James Gibb, 'Old Gibbie', Kettins schoolmaster, scientist, curio-hunter, whisky smuggler (amongst other things).

   There is no doubt that those afflicted with mental or physical ailments were obliged to use their infirmities in order to survive.  One of the most remembered characters in North Angus in the 18th century was Jock Gudefellow, a legless man who used to pull himself around the countryside on a cart, and who terrified many a farmer’s wife into providing him sustenance.  He died in 1810 and was buried in Lethnot kirkyard.  One farmer’s wife panicked when he appeared at the door and she did not have anything at hand to feed him, so she cut up a bit of shoe leather and served it up to him.  His verdict, after he had consumed it, was that it was tough but tasty. James Bowick of Montrose commemorated Jock, in a bank-handed way, in these lines contained in his work Character and Sketches (1824):

                                       There's he who slid from Perth to Aberdeen
                                       Upon his hands and buttocks as they say:
                                       JOCK GUDEFELLOW was the creature's name, I ween,
                                       Who ofttimes scared the children from their play;
                                       But now the fearful wight hath passed into the clay.

   Behind such tales is a flotsam of scavenging humanity, twisted into strange shapes by poverty.

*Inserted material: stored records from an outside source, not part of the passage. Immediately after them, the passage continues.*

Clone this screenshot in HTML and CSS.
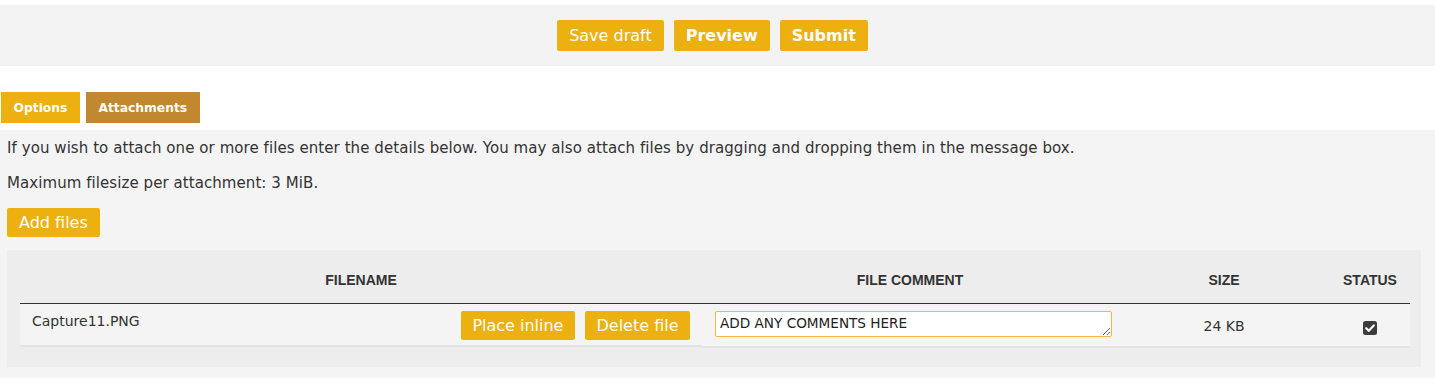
FILE: index.html
```html
<!DOCTYPE html>
<html lang="en">
<head>
  <meta charset="UTF-8">
  <title>Attachments</title>
  <link rel="stylesheet" href="styles.css">
</head>
<body>
  <div class="submit-bar">
    <button class="btn">Save draft</button>
    <button class="btn btn-bold">Preview</button>
    <button class="btn btn-bold">Submit</button>
  </div>

  <ul class="tabs">
    <li class="tab">Options</li>
    <li class="tab tab-active">Attachments</li>
  </ul>

  <div class="panel">
    <p class="hint">If you wish to attach one or more files enter the details below. You may also attach files by dragging and dropping them in the message box.</p>
    <p class="hint">Maximum filesize per attachment: 3 MiB.</p>
    <button class="btn btn-add">Add files</button>

    <div class="file-box">
      <table class="file-list">
        <colgroup>
          <col class="col-name">
          <col class="col-comment">
          <col class="col-size">
          <col class="col-status">
        </colgroup>
        <thead>
          <tr>
            <th>Filename</th>
            <th>File comment</th>
            <th>Size</th>
            <th>Status</th>
          </tr>
        </thead>
        <tbody>
          <tr>
            <td class="file-name">
              <span>Capture11.PNG</span>
              <span class="file-actions">
                <button class="btn btn-small">Place inline</button>
                <button class="btn btn-small">Delete file</button>
              </span>
            </td>
            <td class="file-comment"><textarea rows="1">ADD ANY COMMENTS HERE</textarea></td>
            <td class="file-size">24 KB</td>
            <td class="file-status">
              <svg width="14" height="14" viewBox="0 0 14 14">
                <rect x="0" y="0" width="14" height="14" rx="2.5" fill="#3c3c3c"/>
                <path d="M3.2 7.2 L5.8 9.8 L10.8 4.4" fill="none" stroke="#fff" stroke-width="2.2" stroke-linecap="round" stroke-linejoin="round"/>
              </svg>
            </td>
          </tr>
        </tbody>
      </table>
    </div>
  </div>
</body>
</html>
```

FILE: styles.css
```css
body {
  margin: 0;
  font-family: "DejaVu Sans", Verdana, sans-serif;
  font-size: 15px;
  color: #333;
  background-color: #fff;
}

.btn {
  background-color: #edb011;
  color: #fff;
  border: none;
  border-radius: 2px;
  font-family: "DejaVu Sans", Verdana, sans-serif;
  font-size: 16px;
  padding: 0 12px;
  height: 31px;
  cursor: pointer;
}
.btn-bold {
  font-weight: bold;
}

.submit-bar {
  margin-top: 5px;
  height: 61px;
  background-color: #f3f3f3;
  display: flex;
  justify-content: center;
  align-items: center;
  gap: 10px;
  padding-right: 10px;
}

.tabs {
  list-style: none;
  margin: 26px 0 0 1px;
  padding: 0;
  display: flex;
  gap: 6px;
}
.tab {
  background-color: #edb011;
  color: #fff;
  font-weight: bold;
  font-size: 12.3px;
  height: 31px;
  line-height: 32px;
  padding: 0 12.5px;
}
.tab-active {
  background-color: #c1882f;
}

.panel {
  margin-top: 7px;
  background-color: #f4f4f4;
  padding: 9px 14px 11px 7px;
}
.hint {
  margin: 0 0 16px 0;
  line-height: 19px;
  letter-spacing: 0.07px;
}
.hint + .hint {
  margin-bottom: 15px;
}

.btn-add {
  height: 29px;
  padding: 0 12px;
}

.file-box {
  margin-top: 13px;
  background-color: #ededed;
  padding: 0 11px 19px 13px;
}

.file-list {
  width: 100%;
  table-layout: fixed;
  border-collapse: collapse;
  font-size: 14px;
}
.col-name { width: 682px; }
.col-comment { width: 416px; }
.col-size { width: 212px; }
.col-status { width: 80px; }

.file-list th {
  font-family: "Liberation Sans", Arial, sans-serif;
  font-size: 14px;
  font-weight: bold;
  text-transform: uppercase;
  color: #333;
  height: 46px;
  padding: 7px 0 0 0;
  vertical-align: middle;
  border-bottom: 1px solid #333;
}
.file-list td {
  background-color: #f4f4f4;
  border-bottom: 2px solid #e4e4e4;
  padding: 7px 12px 5px 12px;
  vertical-align: middle;
}

.file-list .file-name {
  display: flex;
  justify-content: space-between;
  align-items: flex-start;
}
.file-name span:first-child {
  padding-top: 2px;
}
.file-actions {
  display: flex;
  gap: 10px;
}
.btn-small {
  height: 29px;
  padding: 0 11.5px;
}

.file-comment textarea {
  display: block;
  width: 397px;
  height: 26px;
  box-sizing: border-box;
  margin: 0;
  padding: 3px 4px;
  border: 1px solid #f7b542;
  border-radius: 2px;
  font-family: "DejaVu Sans", Verdana, sans-serif;
  font-size: 13.6px;
  color: #222;
  background-color: #fff;
  resize: vertical;
  overflow: hidden;
}
.file-list .file-comment {
  padding: 7px 6px 9px 13px;
}

.file-size,
.file-status {
  text-align: center;
}
.file-list .file-status {
  padding-top: 10px;
}
.file-status svg {
  display: block;
  margin: 0 auto;
}
```
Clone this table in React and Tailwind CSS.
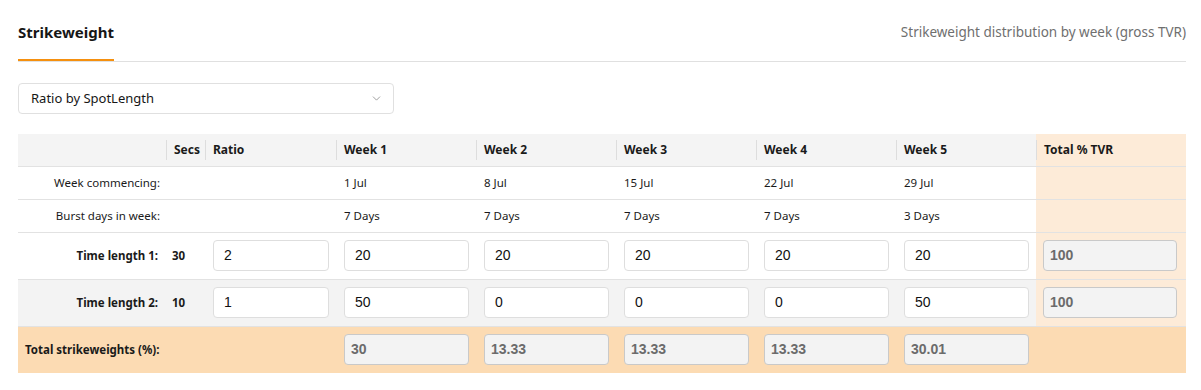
import { ChevronDown } from "lucide-react";

const weeks = [
  { name: "Week 1", start: "1 Jul", days: "7 Days", t1: "20", t2: "50", total: "30" },
  { name: "Week 2", start: "8 Jul", days: "7 Days", t1: "20", t2: "0", total: "13.33" },
  { name: "Week 3", start: "15 Jul", days: "7 Days", t1: "20", t2: "0", total: "13.33" },
  { name: "Week 4", start: "22 Jul", days: "7 Days", t1: "20", t2: "0", total: "13.33" },
  { name: "Week 5", start: "29 Jul", days: "3 Days", t1: "20", t2: "50", total: "30.01" },
];

const lengths = [
  { label: "Time length 1:", secs: "30", ratio: "2", key: "t1", tvr: "100", bg: "bg-white" },
  { label: "Time length 2:", secs: "10", ratio: "1", key: "t2", tvr: "100", bg: "bg-[#f3f3f3]" },
];

function Field({ value }) {
  return (
    <div className="h-[31px] w-full rounded-[4px] border border-[#dedede] bg-white flex items-center pl-[10px] text-[14px] text-[#111] font-['Liberation_Sans',Arial,sans-serif]">
      {value}
    </div>
  );
}

function ReadOnly({ value }) {
  return (
    <div className="h-[31px] w-full rounded-[4px] border border-[#c9c9c9] bg-[#f3f3f3] flex items-center pl-[6px] text-[14px] font-bold text-[#6b6b6b] font-['Liberation_Sans',Arial,sans-serif]">
      {value}
    </div>
  );
}

function HeadCell({ children, divider = true, className = "" }) {
  return (
    <th className={`p-0 h-[32px] border-b border-[#e2e2e2] text-left font-bold text-[12px] ${className}`}>
      <div className="flex items-center h-full">
        {divider && <div className="w-px h-[20px] bg-[#dddddd]" />}
        <span className="pl-[7px]">{children}</span>
      </div>
    </th>
  );
}

export default function App() {
  return (
    <div className="bg-white min-h-screen pl-[18px] pr-[15px] font-['Noto_Sans','Open_Sans',sans-serif] text-[#1a1a1a]">
      <div className="flex items-end justify-between border-b border-[#e0e0e0]">
        <div className="pt-[20px] pb-[15px] border-b-2 border-[#f5900f] w-[96px]">
          <h1 className="text-[15px] font-bold leading-[24px] text-[#161616]">Strikeweight</h1>
        </div>
        <div className="pb-[19px] text-[13.5px] text-[#6f6f6f] leading-[20px]">
          Strikeweight distribution by week (gross TVR)
        </div>
      </div>

      <div className="mt-[21px] w-[376px] h-[31px] rounded-[4px] border border-[#e0e0e0] flex items-center justify-between pl-[12px] pr-[10px]">
        <span className="text-[13px] text-[#161616]">Ratio by SpotLength</span>
        <ChevronDown size={13} strokeWidth={1.5} className="text-[#8a8a8a]" />
      </div>

      <table className="mt-[20px] w-[1168px] table-fixed border-collapse text-[11.5px]">
        <colgroup>
          <col className="w-[148px]" />
          <col className="w-[39px]" />
          <col className="w-[131px]" />
          <col className="w-[140px]" />
          <col className="w-[140px]" />
          <col className="w-[140px]" />
          <col className="w-[140px]" />
          <col className="w-[140px]" />
          <col className="w-[150px]" />
        </colgroup>
        <thead>
          <tr className="bg-[#f4f4f4]">
            <HeadCell divider={false} />
            <HeadCell>Secs</HeadCell>
            <HeadCell>Ratio</HeadCell>
            {weeks.map((w) => (
              <HeadCell key={w.name}>{w.name}</HeadCell>
            ))}
            <HeadCell className="bg-[#fdebd8]">Total % TVR</HeadCell>
          </tr>
        </thead>
        <tbody>
          <tr>
            <td className="h-[33px] border-b border-[#e2e2e2] text-right pr-[6px]">Week commencing:</td>
            <td className="border-b border-[#e2e2e2]" />
            <td className="border-b border-[#e2e2e2]" />
            {weeks.map((w) => (
              <td key={w.name} className="border-b border-[#e2e2e2] pl-[8px]">{w.start}</td>
            ))}
            <td className="border-b border-[#e2e2e2] bg-[#fdebd8]" />
          </tr>
          <tr>
            <td className="h-[33px] border-b border-[#e2e2e2] text-right pr-[6px]">Burst days in week:</td>
            <td className="border-b border-[#e2e2e2]" />
            <td className="border-b border-[#e2e2e2]" />
            {weeks.map((w) => (
              <td key={w.name} className="border-b border-[#e2e2e2] pl-[8px]">{w.days}</td>
            ))}
            <td className="border-b border-[#e2e2e2] bg-[#fdebd8]" />
          </tr>
          {lengths.map((l) => (
            <tr key={l.label} className={l.bg}>
              <td className="h-[47px] border-b border-[#e2e2e2] text-right pr-[8px] font-bold">{l.label}</td>
              <td className="border-b border-[#e2e2e2] pl-[6px] font-bold">{l.secs}</td>
              <td className="border-b border-[#e2e2e2] pl-[8px] pr-[7px]">
                <Field value={l.ratio} />
              </td>
              {weeks.map((w) => (
                <td key={w.name} className="border-b border-[#e2e2e2] pl-[8px] pr-[7px]">
                  <Field value={w[l.key]} />
                </td>
              ))}
              <td className="border-b border-[#e2e2e2] bg-[#fdebd8] pl-[7px] pr-[9px]">
                <ReadOnly value={l.tvr} />
              </td>
            </tr>
          ))}
          <tr className="bg-[#fcdbb3]">
            <td colSpan={3} className="h-[47px] pl-[7px] font-bold">Total strikeweights (%):</td>
            {weeks.map((w) => (
              <td key={w.name} className="pl-[8px] pr-[7px]">
                <ReadOnly value={w.total} />
              </td>
            ))}
            <td />
          </tr>
        </tbody>
      </table>
    </div>
  );
}
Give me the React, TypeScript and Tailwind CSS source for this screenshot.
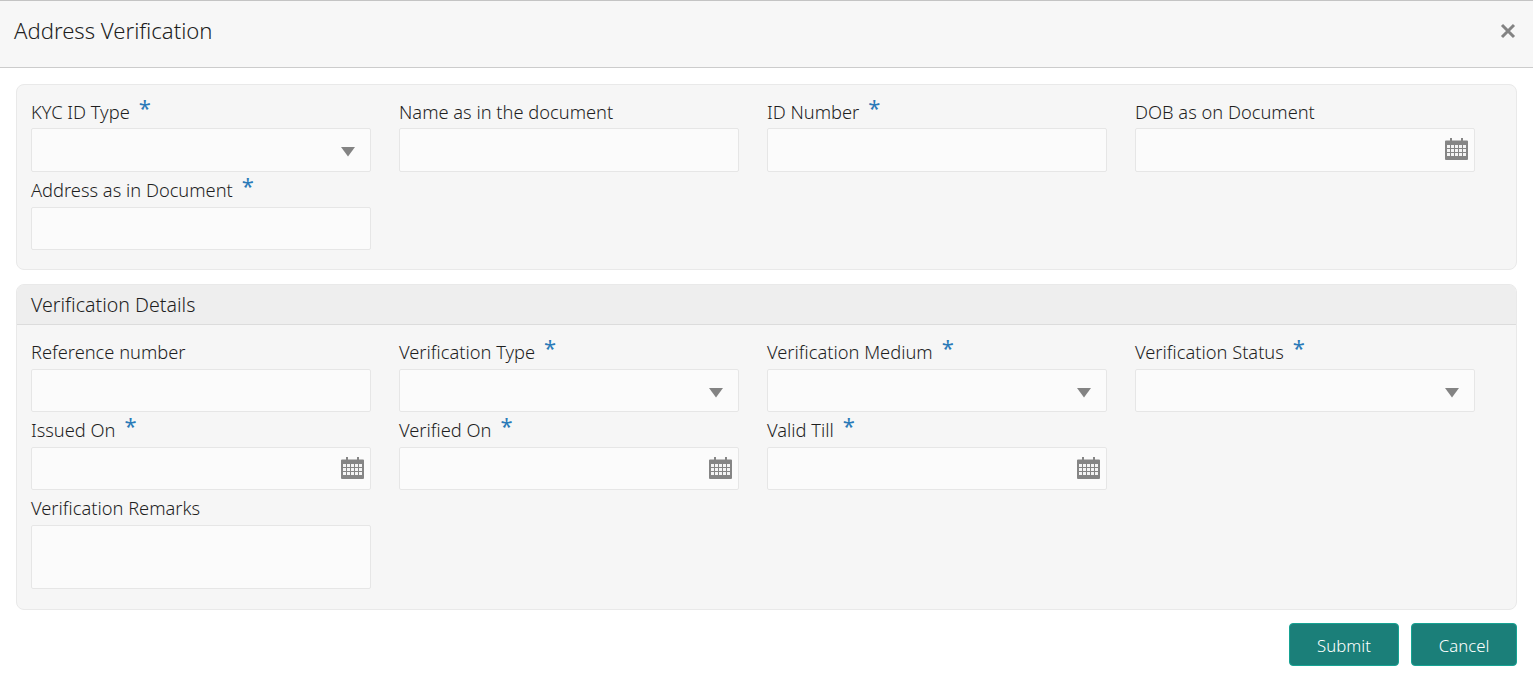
import React from 'react';

const Star = () => <span className="ml-[9px] text-[22px] font-normal leading-[22px] text-[#2a7ab8] relative top-[-5px] h-[22px]">*</span>;

const Caret = () => (
  <svg width="16" height="10" viewBox="0 0 16 10" className="absolute right-[14px] top-1/2 -translate-y-[3px]">
    <path d="M1 0h14L8 9.500z" fill="#838383" />
  </svg>
);

const CalendarIcon = () => (
  <svg width="23" height="23" viewBox="0 0 23 23" className="absolute right-[6px] top-1/2 -translate-y-[13px]">
    <path d="M0 4.500a1 1 0 0 1 1-1h4V1h2v2.500h9V1h2v2.500h4a1 1 0 0 1 1 1V22a1 1 0 0 1-1 1H1a1 1 0 0 1-1-1z" fill="#858585" />
    <path
      d="M2 8h3v3H2zM6 8h3v3H6zM10 8h3v3h-3zM14 8h3v3h-3zM18 8h3v3h-3zM2 12h3v3H2zM6 12h3v3H6zM10 12h3v3h-3zM14 12h3v3h-3zM18 12h3v3h-3zM2 16h3v3H2zM6 16h3v3H6zM10 16h3v3h-3zM14 16h3v3h-3zM18 16h3v3h-3z"
      fill="#f4f4f4"
    />
  </svg>
);

interface FieldProps {
  label: string;
  required?: boolean;
  kind?: 'text' | 'select' | 'date' | 'area';
  tall?: boolean;
}

const Field: React.FC<FieldProps> = ({ label, required, kind = 'text', tall }) => (
  <div className="w-[340px]">
    <div className={`flex h-[35px] items-center text-[18.3px] leading-[26px] font-[350] text-[#1f1f1f] ${tall ? 'pt-[3px]' : 'pt-[1px]'}`}>
      <span>{label}</span>
      {required && <Star />}
    </div>
    <div
      className={`relative rounded-[2px] border border-[#e6e6e6] bg-[#fbfbfb] ${
        kind === 'area' ? 'h-[64px]' : tall ? 'h-[44px]' : 'h-[43px]'
      }`}
    >
      {kind === 'select' && <Caret />}
      {kind === 'date' && <CalendarIcon />}
    </div>
  </div>
);

const App: React.FC = () => {
  return (
    <div className="w-[1533px] h-[684px] overflow-hidden bg-white font-['Noto_Sans',sans-serif]">
      {/* Entête */}
      <div className="flex h-[68px] items-center justify-between border-y border-t-[#c4c4c4] border-b-[#cccccc] bg-[#f7f7f7] pb-[6px] pl-[14px] pr-[17px]">
        <h1 className="text-[22.1px] text-[#1f1f1f] font-[350]">Address Verification</h1>
        <svg width="16" height="16" viewBox="0 0 16 16">
          <path d="M2 2l12 12M14 2L2 14" stroke="#838383" strokeWidth="3" fill="none" />
        </svg>
      </div>

      <div className="px-[16px] pt-[16px]">
        <div className="h-[186px] rounded-[8px] border border-[#e9e9e9] bg-[#f6f6f6] pl-[14px] pt-[8px]">
          <div className="grid grid-cols-[repeat(4,340px)] gap-x-[28px]">
            <Field label="KYC ID Type" required kind="select" tall />
            <Field label="Name as in the document" tall />
            <Field label="ID Number" required tall />
            <Field label="DOB as on Document" kind="date" tall />
            <Field label="Address as in Document" required />
          </div>
        </div>

        <div className="mt-[14px] h-[326px] rounded-[8px] border border-[#e9e9e9] bg-[#f6f6f6] overflow-hidden">
          <div className="flex h-[40px] items-center border-b border-[#dcdcdc] bg-[#eeeeee] pl-[14px] text-[19.6px] font-[350] text-[#1f1f1f]">
            Verification Details
          </div>
          <div className="grid grid-cols-[repeat(4,340px)] gap-x-[28px] pl-[14px] pt-[9px]">
            <Field label="Reference number" />
            <Field label="Verification Type" required kind="select" />
            <Field label="Verification Medium" required kind="select" />
            <Field label="Verification Status" required kind="select" />
            <Field label="Issued On" required kind="date" />
            <Field label="Verified On" required kind="date" />
            <Field label="Valid Till" required kind="date" />
            <div />
            <Field label="Verification Remarks" kind="area" />
          </div>
        </div>

        <div className="mt-[13px] flex justify-end gap-[12px]">
          <button className="h-[43px] w-[110px] rounded-[4px] border border-[#16a393] bg-[#1b7f79] pt-[2px] text-[16.8px] font-[350] text-white">
            Submit
          </button>
          <button className="h-[43px] w-[106px] rounded-[4px] border border-[#16a393] bg-[#1b7f79] pt-[2px] text-[16.8px] font-[350] text-white">
            Cancel
          </button>
        </div>
      </div>
    </div>
  );
};

export default App;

And it was not just the congenitally weak who were afflicted.  Local Angus records in the early 18th century mention a series of gentlemen beggars, forced to travel from place to place cap in hand because of economic and social circumstances.

Another way of looking at things, is the interest in local characters from auld times reflects a supposedly better age when peculiarities were allowed to flourish unfettered by standards imposed by the evil pressures of modern life.  Another aspect of the good old days syndrome.


The redoubtable-looking Auld Grannie Fox from Carnoustie (though she was actually born in Kirriemuir).  By the end of the nineteenth century she had around 200 descendants in the town.